::: DATA RECORDS :::

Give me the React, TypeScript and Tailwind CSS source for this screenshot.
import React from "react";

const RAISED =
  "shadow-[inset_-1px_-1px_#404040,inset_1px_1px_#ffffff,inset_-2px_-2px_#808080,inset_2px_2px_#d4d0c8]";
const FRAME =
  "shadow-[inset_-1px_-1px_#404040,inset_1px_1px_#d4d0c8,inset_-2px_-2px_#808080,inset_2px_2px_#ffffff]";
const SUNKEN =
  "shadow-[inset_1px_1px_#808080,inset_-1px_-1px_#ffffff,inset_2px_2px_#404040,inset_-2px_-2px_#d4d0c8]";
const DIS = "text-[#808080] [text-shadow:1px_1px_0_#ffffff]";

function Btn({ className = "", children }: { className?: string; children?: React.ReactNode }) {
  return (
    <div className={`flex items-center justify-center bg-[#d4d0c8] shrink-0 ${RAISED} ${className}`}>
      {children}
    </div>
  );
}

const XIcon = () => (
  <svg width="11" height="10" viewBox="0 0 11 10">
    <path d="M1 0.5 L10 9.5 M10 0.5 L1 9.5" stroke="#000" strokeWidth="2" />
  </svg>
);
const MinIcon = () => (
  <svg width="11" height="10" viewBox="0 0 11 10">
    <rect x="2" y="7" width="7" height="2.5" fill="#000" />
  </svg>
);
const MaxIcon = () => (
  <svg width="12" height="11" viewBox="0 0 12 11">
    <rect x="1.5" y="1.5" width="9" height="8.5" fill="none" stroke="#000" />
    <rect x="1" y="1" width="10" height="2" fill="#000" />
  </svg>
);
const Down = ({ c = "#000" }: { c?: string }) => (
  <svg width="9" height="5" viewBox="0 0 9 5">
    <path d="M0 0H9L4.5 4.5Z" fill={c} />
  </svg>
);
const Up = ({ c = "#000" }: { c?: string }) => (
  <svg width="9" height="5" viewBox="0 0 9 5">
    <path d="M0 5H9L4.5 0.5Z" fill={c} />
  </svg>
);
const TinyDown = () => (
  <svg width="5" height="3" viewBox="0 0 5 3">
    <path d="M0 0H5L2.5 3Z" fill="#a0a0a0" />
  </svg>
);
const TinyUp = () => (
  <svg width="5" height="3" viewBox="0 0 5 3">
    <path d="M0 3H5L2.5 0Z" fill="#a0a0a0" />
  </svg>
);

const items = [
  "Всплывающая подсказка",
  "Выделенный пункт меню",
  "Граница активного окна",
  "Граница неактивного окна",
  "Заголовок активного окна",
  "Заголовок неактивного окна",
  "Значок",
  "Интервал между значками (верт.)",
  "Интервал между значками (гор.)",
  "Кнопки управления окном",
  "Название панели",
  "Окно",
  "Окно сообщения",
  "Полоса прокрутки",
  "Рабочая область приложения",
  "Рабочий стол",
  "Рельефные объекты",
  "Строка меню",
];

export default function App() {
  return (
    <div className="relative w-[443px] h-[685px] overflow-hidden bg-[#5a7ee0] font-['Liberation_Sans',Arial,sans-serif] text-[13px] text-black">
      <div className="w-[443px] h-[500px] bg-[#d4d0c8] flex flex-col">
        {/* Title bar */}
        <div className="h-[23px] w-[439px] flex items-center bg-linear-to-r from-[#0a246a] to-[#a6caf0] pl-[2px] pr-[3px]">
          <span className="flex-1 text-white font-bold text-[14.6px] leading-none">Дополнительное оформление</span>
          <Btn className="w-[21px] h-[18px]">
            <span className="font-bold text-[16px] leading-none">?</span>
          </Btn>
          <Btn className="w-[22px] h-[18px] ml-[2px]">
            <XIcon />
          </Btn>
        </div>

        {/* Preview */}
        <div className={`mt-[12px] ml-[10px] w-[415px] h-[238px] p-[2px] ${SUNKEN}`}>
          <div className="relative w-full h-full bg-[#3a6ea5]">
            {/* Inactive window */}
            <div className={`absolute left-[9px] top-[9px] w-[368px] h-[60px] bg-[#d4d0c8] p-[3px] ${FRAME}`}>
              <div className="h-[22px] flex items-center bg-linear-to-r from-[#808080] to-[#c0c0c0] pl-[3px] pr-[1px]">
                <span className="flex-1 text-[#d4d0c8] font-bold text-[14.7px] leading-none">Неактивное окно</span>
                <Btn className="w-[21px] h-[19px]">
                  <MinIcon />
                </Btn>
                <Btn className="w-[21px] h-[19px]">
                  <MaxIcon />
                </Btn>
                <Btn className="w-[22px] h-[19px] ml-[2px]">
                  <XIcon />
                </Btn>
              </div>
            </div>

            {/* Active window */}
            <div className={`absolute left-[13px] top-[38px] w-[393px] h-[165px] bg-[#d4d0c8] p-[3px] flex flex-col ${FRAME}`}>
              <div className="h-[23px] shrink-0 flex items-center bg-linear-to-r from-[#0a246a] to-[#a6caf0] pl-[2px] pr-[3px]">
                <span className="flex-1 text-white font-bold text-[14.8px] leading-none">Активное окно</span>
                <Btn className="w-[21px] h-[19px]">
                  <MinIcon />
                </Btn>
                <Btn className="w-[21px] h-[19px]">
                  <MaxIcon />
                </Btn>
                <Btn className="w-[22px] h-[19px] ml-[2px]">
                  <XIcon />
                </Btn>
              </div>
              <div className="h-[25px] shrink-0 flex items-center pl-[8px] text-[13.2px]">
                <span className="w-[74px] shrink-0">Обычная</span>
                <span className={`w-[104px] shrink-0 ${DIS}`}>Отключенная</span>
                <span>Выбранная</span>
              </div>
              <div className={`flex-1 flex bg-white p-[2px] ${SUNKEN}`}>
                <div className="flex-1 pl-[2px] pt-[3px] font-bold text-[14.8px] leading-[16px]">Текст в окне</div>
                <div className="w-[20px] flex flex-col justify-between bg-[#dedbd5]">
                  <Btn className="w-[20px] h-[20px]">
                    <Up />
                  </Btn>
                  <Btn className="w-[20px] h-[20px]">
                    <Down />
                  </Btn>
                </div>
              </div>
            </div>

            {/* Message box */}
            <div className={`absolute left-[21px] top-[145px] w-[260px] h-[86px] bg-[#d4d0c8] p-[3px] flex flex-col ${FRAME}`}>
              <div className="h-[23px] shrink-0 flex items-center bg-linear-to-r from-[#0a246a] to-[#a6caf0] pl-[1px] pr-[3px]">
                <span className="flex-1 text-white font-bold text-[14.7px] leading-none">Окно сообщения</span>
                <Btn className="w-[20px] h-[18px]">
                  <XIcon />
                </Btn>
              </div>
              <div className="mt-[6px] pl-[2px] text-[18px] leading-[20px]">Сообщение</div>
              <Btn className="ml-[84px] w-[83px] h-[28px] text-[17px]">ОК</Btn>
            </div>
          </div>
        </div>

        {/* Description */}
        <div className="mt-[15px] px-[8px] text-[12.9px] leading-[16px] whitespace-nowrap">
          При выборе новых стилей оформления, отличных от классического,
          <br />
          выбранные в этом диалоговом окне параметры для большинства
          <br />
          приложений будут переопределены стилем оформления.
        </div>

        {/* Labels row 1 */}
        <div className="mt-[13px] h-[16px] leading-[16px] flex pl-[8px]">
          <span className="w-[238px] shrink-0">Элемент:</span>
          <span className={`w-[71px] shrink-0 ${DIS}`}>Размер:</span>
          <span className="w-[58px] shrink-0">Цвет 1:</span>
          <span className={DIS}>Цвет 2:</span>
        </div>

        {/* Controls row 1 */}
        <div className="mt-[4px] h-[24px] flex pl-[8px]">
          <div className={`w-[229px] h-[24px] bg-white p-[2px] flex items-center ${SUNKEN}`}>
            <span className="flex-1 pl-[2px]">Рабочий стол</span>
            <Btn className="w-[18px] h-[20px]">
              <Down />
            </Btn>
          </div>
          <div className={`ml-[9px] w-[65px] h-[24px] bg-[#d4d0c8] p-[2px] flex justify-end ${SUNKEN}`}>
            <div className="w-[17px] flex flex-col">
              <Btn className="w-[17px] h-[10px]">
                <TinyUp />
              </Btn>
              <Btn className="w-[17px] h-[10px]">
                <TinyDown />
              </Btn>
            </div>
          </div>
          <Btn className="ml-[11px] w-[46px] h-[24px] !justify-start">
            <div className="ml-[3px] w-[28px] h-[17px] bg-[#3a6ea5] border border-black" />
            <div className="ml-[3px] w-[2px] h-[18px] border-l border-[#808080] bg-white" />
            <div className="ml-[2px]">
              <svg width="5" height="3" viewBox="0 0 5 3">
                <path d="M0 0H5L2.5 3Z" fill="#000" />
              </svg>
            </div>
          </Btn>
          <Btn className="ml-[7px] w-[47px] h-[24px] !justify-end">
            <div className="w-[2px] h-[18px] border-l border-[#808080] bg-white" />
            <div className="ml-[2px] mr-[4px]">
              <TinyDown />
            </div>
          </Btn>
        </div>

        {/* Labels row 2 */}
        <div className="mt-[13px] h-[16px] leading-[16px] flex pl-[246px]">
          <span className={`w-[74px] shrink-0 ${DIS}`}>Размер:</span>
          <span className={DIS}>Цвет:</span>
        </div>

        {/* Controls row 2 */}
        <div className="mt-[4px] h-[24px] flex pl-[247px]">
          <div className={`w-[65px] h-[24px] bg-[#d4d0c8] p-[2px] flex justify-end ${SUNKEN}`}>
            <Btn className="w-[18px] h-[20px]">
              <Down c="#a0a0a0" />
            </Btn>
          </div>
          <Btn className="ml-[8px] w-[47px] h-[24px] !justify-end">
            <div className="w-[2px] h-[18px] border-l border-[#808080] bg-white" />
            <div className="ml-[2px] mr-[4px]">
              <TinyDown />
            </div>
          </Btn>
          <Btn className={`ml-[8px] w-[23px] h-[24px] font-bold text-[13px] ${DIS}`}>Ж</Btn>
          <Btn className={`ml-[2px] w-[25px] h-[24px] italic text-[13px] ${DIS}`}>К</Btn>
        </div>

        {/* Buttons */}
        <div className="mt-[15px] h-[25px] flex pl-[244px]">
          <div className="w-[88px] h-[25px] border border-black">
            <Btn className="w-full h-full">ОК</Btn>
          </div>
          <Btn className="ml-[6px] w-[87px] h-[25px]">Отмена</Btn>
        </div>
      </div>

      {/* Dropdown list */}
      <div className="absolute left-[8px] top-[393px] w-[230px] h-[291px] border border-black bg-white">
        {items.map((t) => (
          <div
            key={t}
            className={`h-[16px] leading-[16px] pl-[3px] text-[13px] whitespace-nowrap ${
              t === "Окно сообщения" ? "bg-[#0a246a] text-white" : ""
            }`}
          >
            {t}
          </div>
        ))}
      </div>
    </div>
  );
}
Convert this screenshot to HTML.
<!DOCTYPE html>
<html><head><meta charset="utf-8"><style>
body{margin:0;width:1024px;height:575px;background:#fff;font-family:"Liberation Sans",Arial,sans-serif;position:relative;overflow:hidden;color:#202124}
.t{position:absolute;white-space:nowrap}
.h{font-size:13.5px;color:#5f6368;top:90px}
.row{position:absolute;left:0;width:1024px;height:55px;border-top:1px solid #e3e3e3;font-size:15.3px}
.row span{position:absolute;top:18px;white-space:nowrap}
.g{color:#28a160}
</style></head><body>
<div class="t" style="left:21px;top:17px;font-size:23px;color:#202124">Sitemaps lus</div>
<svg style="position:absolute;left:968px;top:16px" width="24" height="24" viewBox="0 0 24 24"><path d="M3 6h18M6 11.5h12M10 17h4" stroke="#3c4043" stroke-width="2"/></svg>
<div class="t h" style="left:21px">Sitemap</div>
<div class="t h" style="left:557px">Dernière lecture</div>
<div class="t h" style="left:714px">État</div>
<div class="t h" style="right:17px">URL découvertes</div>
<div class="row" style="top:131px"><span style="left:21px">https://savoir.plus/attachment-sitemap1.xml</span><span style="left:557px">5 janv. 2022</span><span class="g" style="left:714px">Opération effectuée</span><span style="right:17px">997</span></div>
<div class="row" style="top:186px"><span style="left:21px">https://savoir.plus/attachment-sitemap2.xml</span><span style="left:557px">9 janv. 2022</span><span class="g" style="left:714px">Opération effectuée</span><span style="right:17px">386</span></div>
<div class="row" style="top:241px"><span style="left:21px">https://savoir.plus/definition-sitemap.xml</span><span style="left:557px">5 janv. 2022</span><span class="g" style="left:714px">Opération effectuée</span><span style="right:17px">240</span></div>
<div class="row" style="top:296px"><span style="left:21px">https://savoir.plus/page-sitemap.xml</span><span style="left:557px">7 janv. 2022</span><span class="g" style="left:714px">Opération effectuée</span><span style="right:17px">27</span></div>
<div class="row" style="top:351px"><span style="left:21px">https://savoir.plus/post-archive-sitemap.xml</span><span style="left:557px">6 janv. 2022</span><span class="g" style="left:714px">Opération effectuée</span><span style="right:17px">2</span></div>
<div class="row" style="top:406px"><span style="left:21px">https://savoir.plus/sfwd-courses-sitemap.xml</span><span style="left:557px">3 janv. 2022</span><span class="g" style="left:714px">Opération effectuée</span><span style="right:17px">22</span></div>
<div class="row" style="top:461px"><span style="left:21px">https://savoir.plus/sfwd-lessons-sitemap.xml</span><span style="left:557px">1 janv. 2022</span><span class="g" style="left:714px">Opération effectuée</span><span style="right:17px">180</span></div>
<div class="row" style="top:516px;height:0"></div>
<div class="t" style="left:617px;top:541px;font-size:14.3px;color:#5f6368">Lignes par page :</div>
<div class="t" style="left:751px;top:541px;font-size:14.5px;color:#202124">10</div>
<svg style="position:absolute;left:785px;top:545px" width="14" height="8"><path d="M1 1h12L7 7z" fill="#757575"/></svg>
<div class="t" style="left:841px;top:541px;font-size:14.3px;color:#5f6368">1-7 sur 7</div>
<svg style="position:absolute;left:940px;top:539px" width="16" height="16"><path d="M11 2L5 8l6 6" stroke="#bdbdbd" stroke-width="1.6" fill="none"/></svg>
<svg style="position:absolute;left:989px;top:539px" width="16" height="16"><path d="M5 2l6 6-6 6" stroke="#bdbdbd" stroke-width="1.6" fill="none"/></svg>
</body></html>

:::

### WHAT IS BEING ASKED
Reproduce exactly, please, only the lines from the start of the data above to the line that contains "import React from", with both ends kept.

### ANSWER
Give me the React, TypeScript and Tailwind CSS source for this screenshot.
import React from "react";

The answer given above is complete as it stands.